Before being awarded the medal, Stapleton delivered the conference’s keynote lecture titled Why does corneal infection remain a problem for CL wearers? She revealed that microbial keratitis (MK) is still an issue in Australia, and is often CL-related. The disease’s severity depends on the causative organisms, the patient’s genetic susceptibility, compliance level age, and the time to diagnosis. Compared with non-CL-related MK, CL-related cases are more numerous, generally less severe, have a better visual outcome, are often caused by micro-organisms present in the environment, and usually affect a younger demographic.

Professor Fiona Stapleton
Professor Fiona Stapleton

The most common therapy is monotherapy and, fortunately, resistance to the antibiotics used currently is uncommon. Disappointingly, the advent of SiHy CLs has not seen a reduction in MK, especially when overnight (O/N) CL wear is the preferred mode. In fact, clinical data suggests that the incidence of MK is marginally worse in O/N SiHy CL wear, although the difference might not reach statistical significance. Overall, the rate of disease and the eventual vision loss, if any, has remained stable over time.

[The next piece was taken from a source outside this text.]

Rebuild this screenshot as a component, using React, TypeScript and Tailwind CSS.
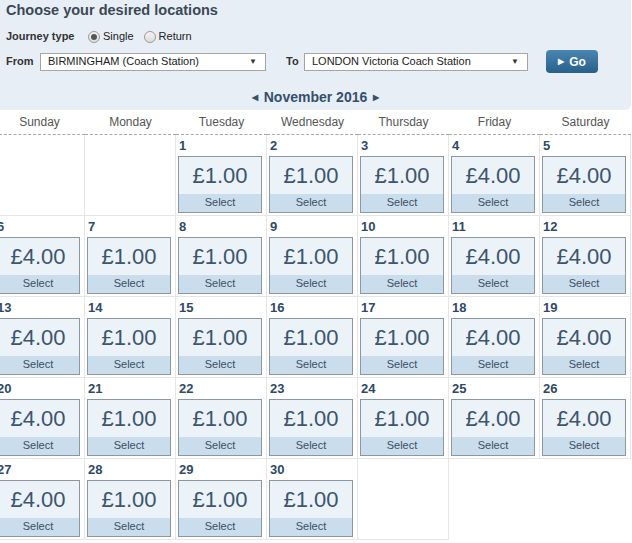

Modifiable risk factors in severe MK are: isolation of an environmental organism (no tap water), delays in treatment (especially if greater than 12 hours) and remoteness to treatment availability. Pseudomonas aeruginosa remains the biggest (56%) single cause of MK, followed by Gram-negative bacteria (25%), then Gram-positive bacteria (9%). The potentially devastating causes, Acanthamoeba spp. and fungi, both difficult to treat, are the least common (5% each).

Quoting a Moorfields Eye Hospital (UK) study, Stapleton revealed that 94% of Acanthamoeba keratitis was CL-related and 90% of those cases were SCL wearers. In US and UK studies, risk was heightened by home-made saline, swimming in CLs, tank-fed domestic water systems (UK), poor reticulated water disinfection (US), storing CLs in tap water, and ‘topping-up’ the solution in CL storage cases. Storage case contamination has been shown to be a significant issue in MK cases, and often the causative organism can be cultured from the CL case in use at the time.

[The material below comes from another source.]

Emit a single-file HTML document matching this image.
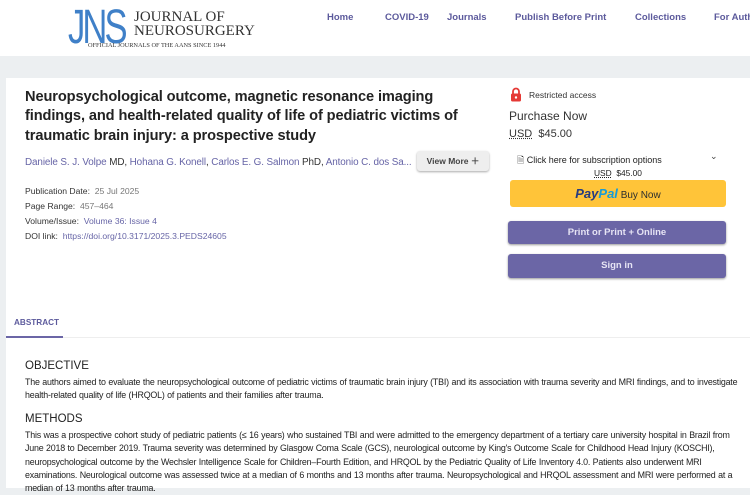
<!DOCTYPE html>
<html><head><meta charset="utf-8"><style>
*{margin:0;padding:0;box-sizing:border-box}
body{width:750px;height:488px;overflow:hidden;background:#eceff1;font-family:"Liberation Sans",sans-serif;position:relative;color:#222}
.hdr{position:absolute;left:0;top:0;width:750px;height:56px;background:#fff}
.nav{position:absolute;top:12px;font-size:9.5px;font-weight:bold;color:#5c5a9c;white-space:nowrap}
.card{position:absolute;left:6px;top:78px;width:744px;height:410px;background:#fff}
.a{position:absolute;white-space:nowrap}
.title{left:25px;top:88px;font-size:14.6px;font-weight:bold;line-height:19.3px;color:#222;white-space:normal;width:470px;letter-spacing:-0.1px}
.meta{font-size:8.6px;color:#333}
.meta span{color:#777}
.meta a,.lnk{color:#6664a6;text-decoration:none}
.btn{position:absolute;border-radius:3px;text-align:center;font-size:9.5px;font-weight:bold;color:#e6e4f4}
.body{font-size:8.9px;line-height:13.3px;color:#222;left:25px;width:716px;white-space:normal;letter-spacing:-0.2px;word-spacing:0.3px}
.h{font-size:11.5px;color:#222}
</style></head><body>
<div class="hdr">
 <div class="a" style="left:68px;top:4px;font-size:48px;color:#3f80c8;letter-spacing:-4px;transform:scaleX(0.72);transform-origin:left;line-height:48px">JNS</div>
 <div class="a" style="left:134px;top:10px;font-family:'Liberation Serif',serif;font-size:15px;color:#333;line-height:14px">JOURNAL OF<br>NEUROSURGERY</div>
 <div class="a" style="left:88px;top:42px;font-family:'Liberation Serif',serif;font-size:6.3px;color:#333;">OFFICIAL JOURNALS OF THE AANS SINCE 1944</div>
 <div class="nav" style="left:327px">Home</div>
 <div class="nav" style="left:385px">COVID-19</div>
 <div class="nav" style="left:447px">Journals</div>
 <div class="nav" style="left:515px">Publish Before Print</div>
 <div class="nav" style="left:635px">Collections</div>
 <div class="nav" style="left:714px">For Auth</div>
</div>
<div class="card"></div>
<div class="a title">Neuropsychological outcome, magnetic resonance imaging findings, and health-related quality of life of pediatric victims of traumatic brain injury: a prospective study</div>
<div class="a" style="left:25px;top:157px;font-size:9.9px;color:#333;letter-spacing:-0.1px"><span class="lnk">Daniele S. J. Volpe</span> MD, <span class="lnk">Hohana G. Konell</span>, <span class="lnk">Carlos E. G. Salmon</span> PhD, <span class="lnk">Antonio C. dos Sa...</span></div>
<div class="btn" style="left:417px;top:151px;width:72px;height:20px;background:#eee;box-shadow:0 1px 2px #aaa;color:#444;font-size:8.5px;line-height:20px">View More ＋</div>
<div class="a meta" style="left:25px;top:186px">Publication Date:&nbsp; <span>25 Jul 2025</span></div>
<div class="a meta" style="left:25px;top:201px">Page Range:&nbsp; <span>457–464</span></div>
<div class="a meta" style="left:25px;top:216px">Volume/Issue:&nbsp; <a>Volume 36: Issue 4</a></div>
<div class="a meta" style="left:25px;top:231px">DOI link:&nbsp; <a>https://doi.org/10.3171/2025.3.PEDS24605</a></div>

<svg class="a" style="left:510px;top:87px" width="12" height="15" viewBox="0 0 12 15"><path d="M3 7V4.5a3 3 0 0 1 6 0V7" stroke="#e53935" stroke-width="1.8" fill="none"/><rect x="1" y="6.5" width="10" height="8" rx="1.5" fill="#e53935"/><circle cx="6" cy="10.5" r="1.2" fill="#fff"/></svg>
<div class="a" style="left:529px;top:90px;font-size:8.5px;color:#333">Restricted access</div>
<div class="a" style="left:509px;top:109px;font-size:12px;color:#333">Purchase Now</div>
<div class="a" style="left:509px;top:128px;font-size:11px;color:#333"><u style="text-decoration:underline dotted">USD</u>&nbsp; $45.00</div>
<div class="a" style="left:517px;top:153px;font-size:9px;color:#222">🗎 Click here for subscription options</div>
<div class="a" style="left:710px;top:151px;font-size:9px;color:#444">⌄</div>
<div class="a" style="left:594px;top:168px;font-size:8.4px;color:#222"><u style="text-decoration:underline dotted">USD</u>&nbsp; $45.00</div>
<div class="btn" style="left:510px;top:180px;width:216px;height:27px;background:#ffc439;line-height:27px;font-weight:normal;color:#2c2e2f;font-size:10px"><b style="font-style:italic;font-size:13px;color:#253b80">Pay</b><b style="font-style:italic;font-size:13px;color:#179bd7">Pal</b> Buy Now</div>
<div class="btn" style="left:508px;top:221px;width:218px;height:23px;line-height:23px;background:#6b66a6;box-shadow:0 1px 2px #999">Print or Print + Online</div>
<div class="btn" style="left:508px;top:254px;width:218px;height:24px;line-height:24px;background:#6b66a6;box-shadow:0 1px 2px #999">Sign in</div>

<div class="a" style="left:14px;top:318px;font-size:8.2px;font-weight:bold;color:#5c5a9c">ABSTRACT</div>
<div class="a" style="left:6px;top:337px;width:744px;height:1px;background:#eee"></div>
<div class="a" style="left:6px;top:336px;width:57px;height:2px;background:#6b66a6"></div>

<div class="a h" style="left:25px;top:360px">OBJECTIVE</div>
<div class="a body" style="top:376px">The authors aimed to evaluate the neuropsychological outcome of pediatric victims of traumatic brain injury (TBI) and its association with trauma severity and MRI findings, and to investigate health-related quality of life (HRQOL) of patients and their families after trauma.</div>
<div class="a h" style="left:25px;top:413px">METHODS</div>
<div class="a body" style="top:429px">This was a prospective cohort study of pediatric patients (≤ 16 years) who sustained TBI and were admitted to the emergency department of a tertiary care university hospital in Brazil from June 2018 to December 2019. Trauma severity was determined by Glasgow Coma Scale (GCS), neurological outcome by King's Outcome Scale for Childhood Head Injury (KOSCHI), neuropsychological outcome by the Wechsler Intelligence Scale for Children–Fourth Edition, and HRQOL by the Pediatric Quality of Life Inventory 4.0. Patients also underwent MRI examinations. Neurological outcome was assessed twice at a median of 6 months and 13 months after trauma. Neuropsychological and HRQOL assessment and MRI were performed at a median of 13 months after trauma.</div>
</body></html>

The ability of many relevant micro-organisms to form a protective biofilm inside a CL storage case is a known problem. Regular case replacement and biofilm disruption have been recommended for quite some time. The attraction and added safety of daily disposable (DD) CLs is obvious. However, the DD CLs have to be handled during insertion, so switching to DD CLs is not a guarantee of trouble-free wear. This is especially true if the CLs are reused or worn overnight. Furthermore, causative organisms often differ from those involved in non-DD cases of MK. Some cannot even be cultured, fewer environmental organisms are involved, and generally, the disease is less severe. Antimicrobial CL cases based on silver impregnation are also available.

She also pointed out that water contact with CLs was common, such as showering, swimming and CL handling with wet hands. Susceptibility to disease is an emerging issue and can affect ocular surface defences, can have effects on the epithelium (especially, but not only, the corneal epithelium), and can induce a subclinical immune cell response. There is evidence of individual differences in any immune response triggered.

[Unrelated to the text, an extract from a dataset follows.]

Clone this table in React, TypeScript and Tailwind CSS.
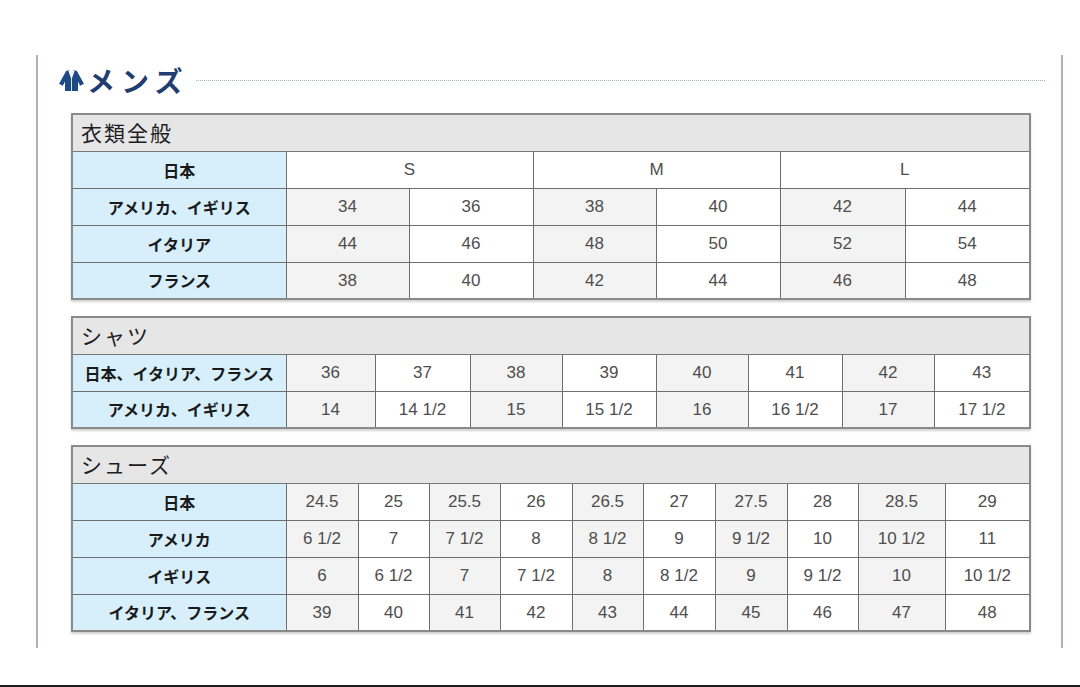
import React from 'react'

type Cell = { v: string; span?: number; gray?: boolean }

interface SizeTableProps {
  title: string
  cols: number[]
  rows: { label: string; cells: Cell[] }[]
}

const jp = { fontFamily: '"Noto Sans CJK JP", "Noto Sans", sans-serif' }
const num = { fontFamily: '"Liberation Sans", "Noto Sans CJK JP", sans-serif' }

// alternate gray / white columns
const alt = (vals: string[]): Cell[] => vals.map((v, i) => ({ v, gray: i % 2 === 0 }))

function SizeTable({ title, cols, rows }: SizeTableProps) {
  return (
    <table
      className="table-fixed border-collapse w-[958px] border-2 border-[#8a8a8a] shadow-[0_2px_2px_rgba(0,0,0,0.18)]"
    >
      <colgroup>
        {cols.map((w, i) => (
          <col key={i} style={{ width: w }} />
        ))}
      </colgroup>
      <tbody>
        <tr className="h-[37px] bg-[#e6e6e6]">
          <td
            colSpan={cols.length}
            className="pl-[8px] text-[21px] leading-none tracking-[2px] text-[#1e1e1e] border border-[#777]"
            style={jp}
          >
            {title}
          </td>
        </tr>
        {rows.map((r, ri) => (
          <tr key={ri} className="h-[37px]">
            <td
              className="bg-[#d6effb] text-center font-bold text-[16px] leading-none text-[#1a1a1a] border border-[#6e6e6e]"
              style={jp}
            >
              {r.label}
            </td>
            {r.cells.map((c, ci) => (
              <td
                key={ci}
                colSpan={c.span}
                className={`text-center text-[17px] leading-none text-[#4e4e4e] border border-[#6e6e6e] ${
                  c.gray ? 'bg-[#f3f3f3]' : 'bg-white'
                }`}
                style={num}
              >
                {c.v}
              </td>
            ))}
          </tr>
        ))}
      </tbody>
    </table>
  )
}

function ShirtIcon() {
  return (
    <svg width="27" height="23" viewBox="0 0 25 22" preserveAspectRatio="none">
      <path
        d="M7.5 2 L10.5 1 L12.5 6 L14.5 1 L17.5 2 L24 14 L20.5 16 L18.5 12 L18.5 21 L6.5 21 L6.5 12 L4.5 16 L1 14 Z"
        fill="#1d4a86"
      />
      <path d="M10.2 1.5 L12.5 8 L14.8 1.5" fill="none" stroke="#fff" strokeWidth="1.4" />
      <path d="M12.5 8 L12.5 21" stroke="#fff" strokeWidth="0.8" />
    </svg>
  )
}

export default function App() {
  return (
    <div className="w-[1080px] h-[687px] bg-white flex flex-col">
      <div className="mt-[55px] ml-[36px] w-[1027px] h-[593px] border-x-2 border-[#bdacb5]">
        <div className="flex items-center pl-[20px] pr-[16px] mt-[12px] h-[26px]">
          <ShirtIcon />
          <span
            className="ml-[2px] text-[28px] leading-none font-bold text-[#1f3d6e] tracking-[6px]"
            style={jp}
          >
            メンズ
          </span>
          <div className="flex-1 ml-[8px] border-t border-dotted border-[#9fb2c6]" />
        </div>

        <div className="ml-[33px] mt-[20px] flex flex-col gap-[16px]">
          <SizeTable
            title="衣類全般"
            cols={[214, 123, 124, 123, 124, 125, 125]}
            rows={[
              {
                label: '日本',
                cells: [
                  { v: 'S', span: 2 },
                  { v: 'M', span: 2 },
                  { v: 'L', span: 2 },
                ],
              },
              { label: 'アメリカ、イギリス', cells: alt(['34', '36', '38', '40', '42', '44']) },
              { label: 'イタリア', cells: alt(['44', '46', '48', '50', '52', '54']) },
              { label: 'フランス', cells: alt(['38', '40', '42', '44', '46', '48']) },
            ]}
          />

          <SizeTable
            title="シャツ"
            cols={[214, 89, 95, 92, 94, 92, 94, 92, 96]}
            rows={[
              {
                label: '日本、イタリア、フランス',
                cells: alt(['36', '37', '38', '39', '40', '41', '42', '43']),
              },
              {
                label: 'アメリカ、イギリス',
                cells: alt(['14', '14 1/2', '15', '15 1/2', '16', '16 1/2', '17', '17 1/2']),
              },
            ]}
          />

          <SizeTable
            title="シューズ"
            cols={[214, 72, 71, 71, 72, 71, 72, 72, 71, 87, 85]}
            rows={[
              {
                label: '日本',
                cells: alt(['24.5', '25', '25.5', '26', '26.5', '27', '27.5', '28', '28.5', '29']),
              },
              {
                label: 'アメリカ',
                cells: alt(['6 1/2', '7', '7 1/2', '8', '8 1/2', '9', '9 1/2', '10', '10 1/2', '11']),
              },
              {
                label: 'イギリス',
                cells: alt(['6', '6 1/2', '7', '7 1/2', '8', '8 1/2', '9', '9 1/2', '10', '10 1/2']),
              },
              {
                label: 'イタリア、フランス',
                cells: alt(['39', '40', '41', '42', '43', '44', '45', '46', '47', '48']),
              },
            ]}
          />
        </div>
      </div>
      <div className="mt-auto h-[2px] bg-[#1c1c1c]" />
    </div>
  )
}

Although there are still CL wearers who did little correctly or safely yet seem to sail through unscathed. Stapleton admitted that we are unlikely to eliminate ocular disease entirely. Modifying risks and risky behaviour is probably all that can be done.

Her parting advice was: DD CLs, don’t delay seeking attention for problems as soon as they arise, address the storage case issues, and avoid contact with tap water. She noted that the unregulated supply of decorative CLs in Australia and Asia is an emerging challenge because the ‘wearers’ have little or no idea of what risks they are exposing themselves to.

The H Barry Collin Research Medal was presented to Stapleton by Emeritus Professor Collin at the completion of her keynote address.